Studie zur Zukunft der Gasnetze - Umnutzung und Außerbetriebnahme

Prognose Diagramm

Im Zuge der Wärmewende wird über die Rolle von Wasserstoff und die Zukunft der Gasverteilnetze intensiv diskutiert. Spätestens 2045 soll kein fossiles Gas mehr durch die 330.000 km langen Gasverteilnetze fließen, die zurzeit noch jede zweite Wohnung in Deutschland zur Wärmeversorgung beliefern. Eine vom Verband kommunaler Unternehmen (VKU) in Auftrag gegebene Studie der Rechtsanwaltskanzlei Becker Büttner Held zeigt vier Zukunftsszenarien für die Nutzung der Gasnetze auf und adressiert den Handlungsbedarf auf Bundes- und EU-Ebene.

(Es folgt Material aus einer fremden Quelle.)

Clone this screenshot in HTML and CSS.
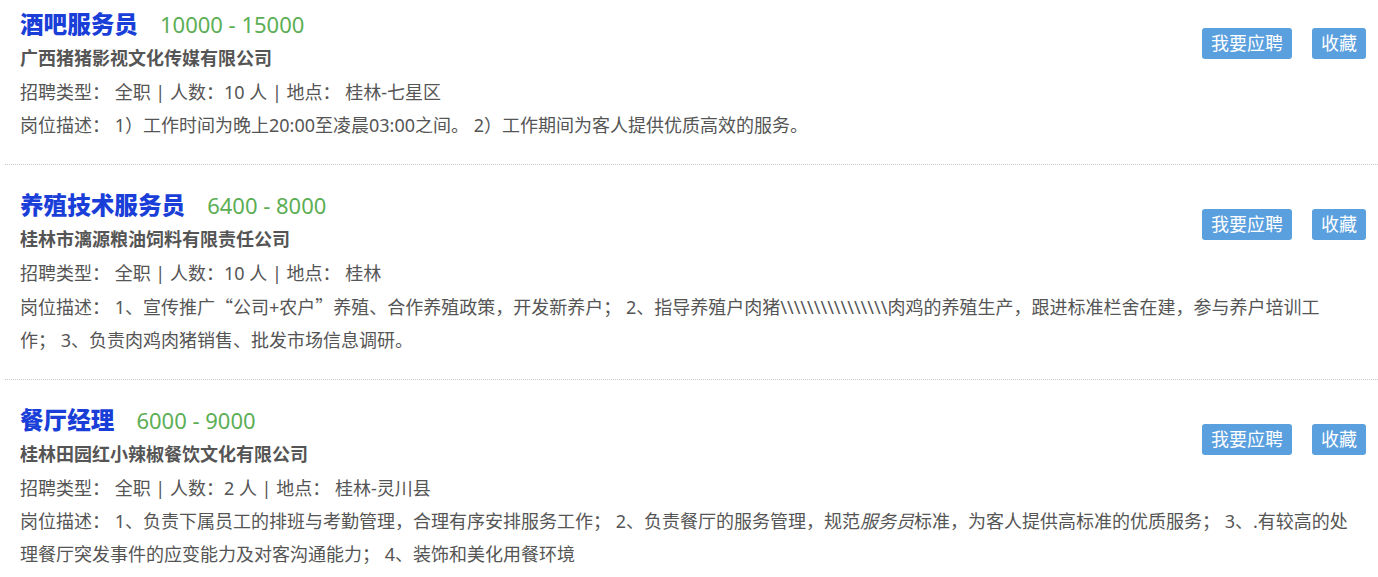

Ziel der Studie ist, aufzuzeigen, bei welchen Regelungen auf Bundes- und EU-Ebene konkret Anpassungsbedarf besteht: je nach künftigem Nutzungsszenario zum Beispiel bei den Regelungen zu Netzentgelten, der Anschluss- und Versorgungspflicht, Abschreibungen, Nutzungsdauer, bei der Eigenkapital-Verzinsung, bei der Finanzierung, bei Konzessionsverträgen und Entflechtungsregeln.

Die Nutzungsszenarien umfassen

  1. Die Nicht- bzw. reduzierte Nutzung der heutigen Erdgasnetze
  2. Eine Andersnutzung der heutigen Erdgas-Assets, z. B. für Wasserstoff, Systemintegration oder Resilienz
  3. Eine Weiternutzung mit Gasen, für die es keiner technischen Anpassungen des heutigen Erdgasnetzes bedarf (Nutzung weiterhin methanbasiert, d.h. mit Erdgas, Biomethan, methanisierter Wasserstoff, oder einem Methan-Wasserstoff-Gemisch)
  4. Eine Mischung aus Nutzungsvarianten A-C innerhalb eines Netzes

Allgemein gültige Prognosen wagen die Autoren vor dem Hintergrund einer vorherrschenden Grundunsicherheit nicht. Sie gehen daher davon aus, dass sich jedes Gasverteilnetz individuell entwickeln wird.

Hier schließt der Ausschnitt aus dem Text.